While we were in Japan over the last two weeks I was using a rented HTC Evo from Global Advanced Communications. While the customer service from the company was excellent — the phone was waiting at the desk of my hotel when we arrived, as promised, and was all ready to go — the phone itself was a klunky older model, very bug-prone (apps, especially Google Maps, crashed regularly; keyboard input was difficult) and the promised “max 40 Mbps” of throughput via WiMAX never amounted to much more than 1 Mbps. And the battery was incapable of supporting a full day’s worth of use (fortunately a spare battery was included, which I needed to use from about 4:00 p.m. onward every day).
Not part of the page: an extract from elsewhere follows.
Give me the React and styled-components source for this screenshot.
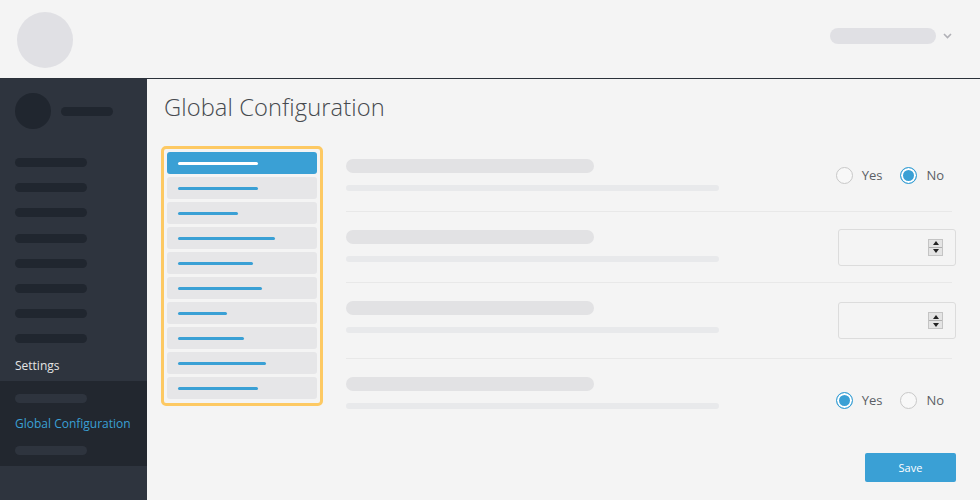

But it did the job, had a good camera (see the results in Flickr), and, being an Android phone, was dead-simple to connect to my existing Google ecosystem. Including Google Latitude. Which means that we have a very nice set of digital breadcrumbs of our trip. Here’s our footprint in Japan over 13 days:
Here’s our footprint in Tokyo, where we were from March 14 to 20 and then again from March 25 to 27:
And here’s Kyoto and Osaka, where we were from March 20 to 25:
It’s all frightfully accurate, and thus useful for tracking down “when exacting did we eat lunch at Bird?” or “where was that little gallery we visited?” Here’s that lunch at Bird, for example, on Monday morning before we left Osaka (it’s in PEI time; Osaka time was 12 hours ahead, so it was just before 2:00 p.m. on Monday):
One of the projects I plan to carry out during my Hacker in Residence project at UPEI is a mechanism for slurping in geopresence for a variety of sources into a “personal geopresence archive.” Google Latitude, along with Foursquare, Twitter, Plazes, and other sources will be the target data sources, and this Japanese trip gives me a nice place to start.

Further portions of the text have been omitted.